Interest targeting is not dead in 2025, but it is diminished and increasingly situational. Advertisers who treat it as one tool among many will outperform those who either abandon it entirely or rely on it exclusively.

Key Takeaways

  • Interest targeting is not dead, but it is less dominant than pre-iOS 14.5
  • It still wins for new accounts, niche products, low budgets, and B2B
  • Broad/Advantage+ typically wins for mature accounts with high volume
  • The hybrid approach - using both interest and broad targeting strategically - is optimal
  • Always test interest targeting against broad to let data decide
  • Use interest stacking, exclusions, and demographic layers to improve precision

FAQ

Should I stop using interest targeting entirely?

No. Test it against broad targeting for your specific account. If interest targeting loses consistently, reduce its budget allocation. But for many advertisers - especially those with smaller budgets or niche products - it still outperforms.

How many interests should I select?

Two to five highly relevant interests is optimal for most cases. Avoid the extremes of single interests (too narrow) or 15+ interests (too scattered).

Does Advantage Detailed Targeting make interest targeting obsolete?

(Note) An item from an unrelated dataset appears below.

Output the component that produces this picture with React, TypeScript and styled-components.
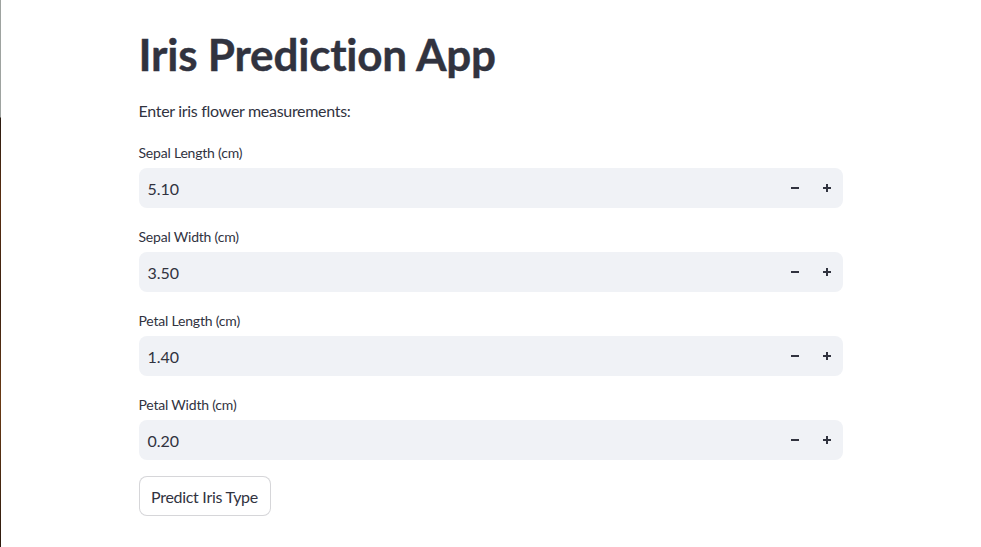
import React from "react";
import styled, { createGlobalStyle } from "styled-components";

const Global = createGlobalStyle`
  html, body { margin: 0; padding: 0; background: #ffffff; }
  body { font-family: "Lato", "Noto Sans", sans-serif; color: #31333f; }
  * { box-sizing: border-box; }
`;

const Page = styled.div`
  display: flex;
  min-height: 547px;
  width: 981px;
  overflow: hidden;
`;

const Edge = styled.div`
  flex: 0 0 1px;
  background: linear-gradient(
    to bottom,
    #9ea3a0 0px,
    #9ea3a0 117px,
    #2a1a10 118px,
    #5a2e10 200px,
    #3a2010 300px,
    #6a3a14 400px,
    #2c1a0e 547px
  );
`;

const Main = styled.main`
  flex: 1;
  display: flex;
  justify-content: center;
  padding-right: 1px;
`;

const Block = styled.div`
  width: 704px;
  padding-top: 28px;
  display: flex;
  flex-direction: column;
`;

const Title = styled.h1`
  margin: 0;
  font-size: 44px;
  line-height: 52px;
  font-weight: 700;
  color: #31333f;
  letter-spacing: -0.2px;
  -webkit-text-stroke: 0.4px #31333f;
`;

const Intro = styled.p`
  margin: 19px 0 0;
  font-size: 16px;
  line-height: 24px;
  letter-spacing: -0.3px;
`;

const Field = styled.div<{ $first?: boolean }>`
  display: flex;
  flex-direction: column;
  margin-top: ${(p) => (p.$first ? "20px" : "19px")};
`;

const Label = styled.label`
  font-size: 14px;
  line-height: 20px;
  color: #31333f;
  letter-spacing: -0.2px;
`;

const InputRow = styled.div`
  margin-top: 5px;
  height: 40px;
  display: flex;
  align-items: center;
  background: #f0f2f6;
  border-radius: 8px;
`;

const Value = styled.span`
  flex: 1;
  padding-left: 9px;
  font-size: 16px;
`;

const Step = styled.button`
  width: 32px;
  height: 40px;
  border: none;
  background: transparent;
  padding: 0;
  display: flex;
  align-items: center;
  justify-content: center;
  color: #31333f;
  cursor: pointer;
`;

const Button = styled.button`
  align-self: flex-start;
  margin-top: 16px;
  height: 40px;
  width: 132px;
  padding: 0;
  background: #ffffff;
  border: 1px solid rgba(49, 51, 63, 0.2);
  border-radius: 8px;
  font-family: inherit;
  font-size: 16px;
  letter-spacing: -0.3px;
  color: #31333f;
`;

const Minus = () => (
  <svg width="10" height="10" viewBox="0 0 10 10">
    <rect x="1" y="4" width="8" height="2" fill="currentColor" />
  </svg>
);

const Plus = () => (
  <svg width="10" height="10" viewBox="0 0 10 10">
    <rect x="1" y="4" width="8" height="2" fill="currentColor" />
    <rect x="4" y="1" width="2" height="8" fill="currentColor" />
  </svg>
);

const fields = [
  { label: "Sepal Length (cm)", value: "5.10" },
  { label: "Sepal Width (cm)", value: "3.50" },
  { label: "Petal Length (cm)", value: "1.40" },
  { label: "Petal Width (cm)", value: "0.20" },
];

export default function App() {
  return (
    <Page>
      <Global />
      <Edge />
      <Main>
        <Block>
          <Title>Iris Prediction App</Title>
          <Intro>Enter iris flower measurements:</Intro>
          {fields.map((f, i) => (
            <Field key={f.label} $first={i === 0}>
              <Label>{f.label}</Label>
              <InputRow>
                <Value>{f.value}</Value>
                <Step aria-label="decrement"><Minus /></Step>
                <Step aria-label="increment"><Plus /></Step>
              </InputRow>
            </Field>
          ))}
          <Button>Predict Iris Type</Button>
        </Block>
      </Main>
    </Page>
  );
}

Advantage Detailed Targeting is a hybrid - it uses your interests as a starting point but expands algorithmically. It is not a replacement for interest targeting but rather an evolution of it. Test both strict interest targeting and Advantage Detailed Targeting to see which performs better.

Will interest targeting continue to decline?

Likely yes. As Meta's algorithm improves and privacy restrictions tighten, interest targeting will become more situational. But decline does not mean death - it will remain a valid tool for specific use cases.